*GOAL:* Skip the pictures. Transcribe the rest of the data below without changing a word.

*INFORMATION PROVIDED:*
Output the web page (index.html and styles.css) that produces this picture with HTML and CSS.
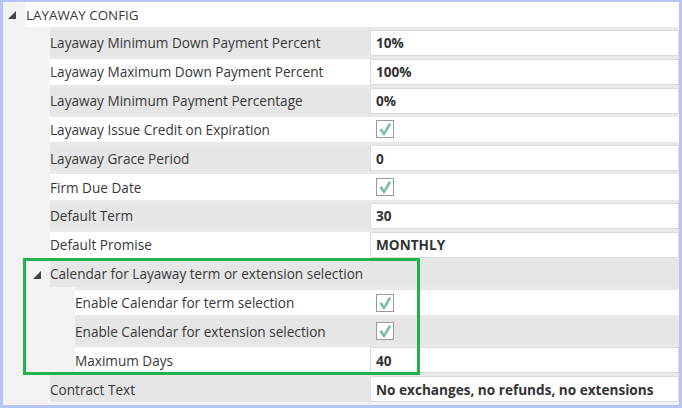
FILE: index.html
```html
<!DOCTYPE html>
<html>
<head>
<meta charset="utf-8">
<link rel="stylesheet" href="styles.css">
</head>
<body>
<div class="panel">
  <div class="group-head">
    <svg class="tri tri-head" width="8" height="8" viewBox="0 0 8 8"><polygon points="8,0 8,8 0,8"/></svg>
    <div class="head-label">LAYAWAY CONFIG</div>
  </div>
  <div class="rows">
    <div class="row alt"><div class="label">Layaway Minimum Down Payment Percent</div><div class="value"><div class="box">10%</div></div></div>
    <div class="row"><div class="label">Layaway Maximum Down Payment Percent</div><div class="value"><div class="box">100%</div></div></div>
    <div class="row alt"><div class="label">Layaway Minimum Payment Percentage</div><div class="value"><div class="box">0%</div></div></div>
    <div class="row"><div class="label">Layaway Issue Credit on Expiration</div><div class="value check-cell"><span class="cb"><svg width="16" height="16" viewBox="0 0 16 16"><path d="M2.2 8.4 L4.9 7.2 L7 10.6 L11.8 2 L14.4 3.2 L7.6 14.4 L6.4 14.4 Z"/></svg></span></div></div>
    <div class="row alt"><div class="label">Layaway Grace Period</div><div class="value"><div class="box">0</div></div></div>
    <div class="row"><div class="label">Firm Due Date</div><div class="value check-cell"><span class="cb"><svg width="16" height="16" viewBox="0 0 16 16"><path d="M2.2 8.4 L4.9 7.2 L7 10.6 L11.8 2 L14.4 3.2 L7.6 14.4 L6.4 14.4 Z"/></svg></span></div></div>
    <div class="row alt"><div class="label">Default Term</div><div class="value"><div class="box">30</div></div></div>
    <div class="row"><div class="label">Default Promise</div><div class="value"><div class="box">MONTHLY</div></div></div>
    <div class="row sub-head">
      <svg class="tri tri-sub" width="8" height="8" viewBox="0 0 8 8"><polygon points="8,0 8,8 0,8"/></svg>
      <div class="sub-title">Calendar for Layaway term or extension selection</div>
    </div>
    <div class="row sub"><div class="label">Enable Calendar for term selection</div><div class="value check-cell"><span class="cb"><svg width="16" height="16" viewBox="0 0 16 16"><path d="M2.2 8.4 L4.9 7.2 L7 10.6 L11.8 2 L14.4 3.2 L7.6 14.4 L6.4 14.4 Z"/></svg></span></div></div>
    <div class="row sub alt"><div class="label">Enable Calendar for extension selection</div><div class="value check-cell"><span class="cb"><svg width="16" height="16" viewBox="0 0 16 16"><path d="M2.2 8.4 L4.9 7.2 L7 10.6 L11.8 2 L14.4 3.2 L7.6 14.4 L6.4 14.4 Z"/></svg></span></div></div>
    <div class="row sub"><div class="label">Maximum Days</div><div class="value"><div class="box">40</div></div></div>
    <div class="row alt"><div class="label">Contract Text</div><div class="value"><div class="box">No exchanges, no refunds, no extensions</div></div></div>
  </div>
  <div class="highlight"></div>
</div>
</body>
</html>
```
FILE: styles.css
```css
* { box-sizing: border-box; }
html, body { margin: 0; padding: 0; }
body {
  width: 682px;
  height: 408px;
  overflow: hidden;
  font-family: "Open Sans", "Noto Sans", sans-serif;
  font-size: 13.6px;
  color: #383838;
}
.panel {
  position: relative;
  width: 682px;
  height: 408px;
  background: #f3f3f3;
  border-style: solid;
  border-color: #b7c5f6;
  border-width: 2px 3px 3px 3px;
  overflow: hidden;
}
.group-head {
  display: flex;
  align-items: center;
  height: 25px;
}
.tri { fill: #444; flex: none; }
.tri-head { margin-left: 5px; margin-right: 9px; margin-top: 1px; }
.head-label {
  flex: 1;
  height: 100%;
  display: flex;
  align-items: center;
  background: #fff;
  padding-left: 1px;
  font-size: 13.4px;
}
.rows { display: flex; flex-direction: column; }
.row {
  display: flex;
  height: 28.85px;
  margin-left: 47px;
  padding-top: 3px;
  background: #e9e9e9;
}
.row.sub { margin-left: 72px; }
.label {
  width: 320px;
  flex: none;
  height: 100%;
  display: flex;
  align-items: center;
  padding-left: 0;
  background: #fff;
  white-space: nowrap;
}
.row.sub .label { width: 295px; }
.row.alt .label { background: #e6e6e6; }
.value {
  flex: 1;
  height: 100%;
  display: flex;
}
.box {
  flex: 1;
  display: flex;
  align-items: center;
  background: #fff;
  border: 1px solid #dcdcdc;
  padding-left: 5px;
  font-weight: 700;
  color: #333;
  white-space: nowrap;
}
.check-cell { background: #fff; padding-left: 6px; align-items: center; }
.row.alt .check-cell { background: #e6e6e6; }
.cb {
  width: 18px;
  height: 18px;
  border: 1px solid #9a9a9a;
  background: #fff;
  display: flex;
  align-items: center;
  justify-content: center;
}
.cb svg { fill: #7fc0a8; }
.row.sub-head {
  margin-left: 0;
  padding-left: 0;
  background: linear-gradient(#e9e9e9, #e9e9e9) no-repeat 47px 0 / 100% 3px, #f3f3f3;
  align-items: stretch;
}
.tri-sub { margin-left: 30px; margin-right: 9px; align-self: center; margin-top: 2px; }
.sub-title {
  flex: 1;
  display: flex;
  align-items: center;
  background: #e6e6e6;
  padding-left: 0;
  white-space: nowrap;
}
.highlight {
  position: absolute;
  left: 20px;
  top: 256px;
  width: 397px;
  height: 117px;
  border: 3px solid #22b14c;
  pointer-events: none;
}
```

*SOLUTION FOR THIS TASK:*
Output the web page (index.html and styles.css) that produces this picture with HTML and CSS.
FILE: index.html
```html
<!DOCTYPE html>
<html>
<head>
<meta charset="utf-8">
<link rel="stylesheet" href="styles.css">
</head>
<body>
<div class="panel">
  <div class="group-head">
    <svg class="tri tri-head" width="8" height="8" viewBox="0 0 8 8"><polygon points="8,0 8,8 0,8"/></svg>
    <div class="head-label">LAYAWAY CONFIG</div>
  </div>
  <div class="rows">
    <div class="row alt"><div class="label">Layaway Minimum Down Payment Percent</div><div class="value"><div class="box">10%</div></div></div>
    <div class="row"><div class="label">Layaway Maximum Down Payment Percent</div><div class="value"><div class="box">100%</div></div></div>
    <div class="row alt"><div class="label">Layaway Minimum Payment Percentage</div><div class="value"><div class="box">0%</div></div></div>
    <div class="row"><div class="label">Layaway Issue Credit on Expiration</div><div class="value check-cell"><span class="cb"><svg width="16" height="16" viewBox="0 0 16 16"><path d="M2.2 8.4 L4.9 7.2 L7 10.6 L11.8 2 L14.4 3.2 L7.6 14.4 L6.4 14.4 Z"/></svg></span></div></div>
    <div class="row alt"><div class="label">Layaway Grace Period</div><div class="value"><div class="box">0</div></div></div>
    <div class="row"><div class="label">Firm Due Date</div><div class="value check-cell"><span class="cb"><svg width="16" height="16" viewBox="0 0 16 16"><path d="M2.2 8.4 L4.9 7.2 L7 10.6 L11.8 2 L14.4 3.2 L7.6 14.4 L6.4 14.4 Z"/></svg></span></div></div>
    <div class="row alt"><div class="label">Default Term</div><div class="value"><div class="box">30</div></div></div>
    <div class="row"><div class="label">Default Promise</div><div class="value"><div class="box">MONTHLY</div></div></div>
    <div class="row sub-head">
      <svg class="tri tri-sub" width="8" height="8" viewBox="0 0 8 8"><polygon points="8,0 8,8 0,8"/></svg>
      <div class="sub-title">Calendar for Layaway term or extension selection</div>
    </div>
    <div class="row sub"><div class="label">Enable Calendar for term selection</div><div class="value check-cell"><span class="cb"><svg width="16" height="16" viewBox="0 0 16 16"><path d="M2.2 8.4 L4.9 7.2 L7 10.6 L11.8 2 L14.4 3.2 L7.6 14.4 L6.4 14.4 Z"/></svg></span></div></div>
    <div class="row sub alt"><div class="label">Enable Calendar for extension selection</div><div class="value check-cell"><span class="cb"><svg width="16" height="16" viewBox="0 0 16 16"><path d="M2.2 8.4 L4.9 7.2 L7 10.6 L11.8 2 L14.4 3.2 L7.6 14.4 L6.4 14.4 Z"/></svg></span></div></div>
    <div class="row sub"><div class="label">Maximum Days</div><div class="value"><div class="box">40</div></div></div>
    <div class="row alt"><div class="label">Contract Text</div><div class="value"><div class="box">No exchanges, no refunds, no extensions</div></div></div>
  </div>
  <div class="highlight"></div>
</div>
</body>
</html>
```
FILE: styles.css
```css
* { box-sizing: border-box; }
html, body { margin: 0; padding: 0; }
body {
  width: 682px;
  height: 408px;
  overflow: hidden;
  font-family: "Open Sans", "Noto Sans", sans-serif;
  font-size: 13.6px;
  color: #383838;
}
.panel {
  position: relative;
  width: 682px;
  height: 408px;
  background: #f3f3f3;
  border-style: solid;
  border-color: #b7c5f6;
  border-width: 2px 3px 3px 3px;
  overflow: hidden;
}
.group-head {
  display: flex;
  align-items: center;
  height: 25px;
}
.tri { fill: #444; flex: none; }
.tri-head { margin-left: 5px; margin-right: 9px; margin-top: 1px; }
.head-label {
  flex: 1;
  height: 100%;
  display: flex;
  align-items: center;
  background: #fff;
  padding-left: 1px;
  font-size: 13.4px;
}
.rows { display: flex; flex-direction: column; }
.row {
  display: flex;
  height: 28.85px;
  margin-left: 47px;
  padding-top: 3px;
  background: #e9e9e9;
}
.row.sub { margin-left: 72px; }
.label {
  width: 320px;
  flex: none;
  height: 100%;
  display: flex;
  align-items: center;
  padding-left: 0;
  background: #fff;
  white-space: nowrap;
}
.row.sub .label { width: 295px; }
.row.alt .label { background: #e6e6e6; }
.value {
  flex: 1;
  height: 100%;
  display: flex;
}
.box {
  flex: 1;
  display: flex;
  align-items: center;
  background: #fff;
  border: 1px solid #dcdcdc;
  padding-left: 5px;
  font-weight: 700;
  color: #333;
  white-space: nowrap;
}
.check-cell { background: #fff; padding-left: 6px; align-items: center; }
.row.alt .check-cell { background: #e6e6e6; }
.cb {
  width: 18px;
  height: 18px;
  border: 1px solid #9a9a9a;
  background: #fff;
  display: flex;
  align-items: center;
  justify-content: center;
}
.cb svg { fill: #7fc0a8; }
.row.sub-head {
  margin-left: 0;
  padding-left: 0;
  background: linear-gradient(#e9e9e9, #e9e9e9) no-repeat 47px 0 / 100% 3px, #f3f3f3;
  align-items: stretch;
}
.tri-sub { margin-left: 30px; margin-right: 9px; align-self: center; margin-top: 2px; }
.sub-title {
  flex: 1;
  display: flex;
  align-items: center;
  background: #e6e6e6;
  padding-left: 0;
  white-space: nowrap;
}
.highlight {
  position: absolute;
  left: 20px;
  top: 256px;
  width: 397px;
  height: 117px;
  border: 3px solid #22b14c;
  pointer-events: none;
}
```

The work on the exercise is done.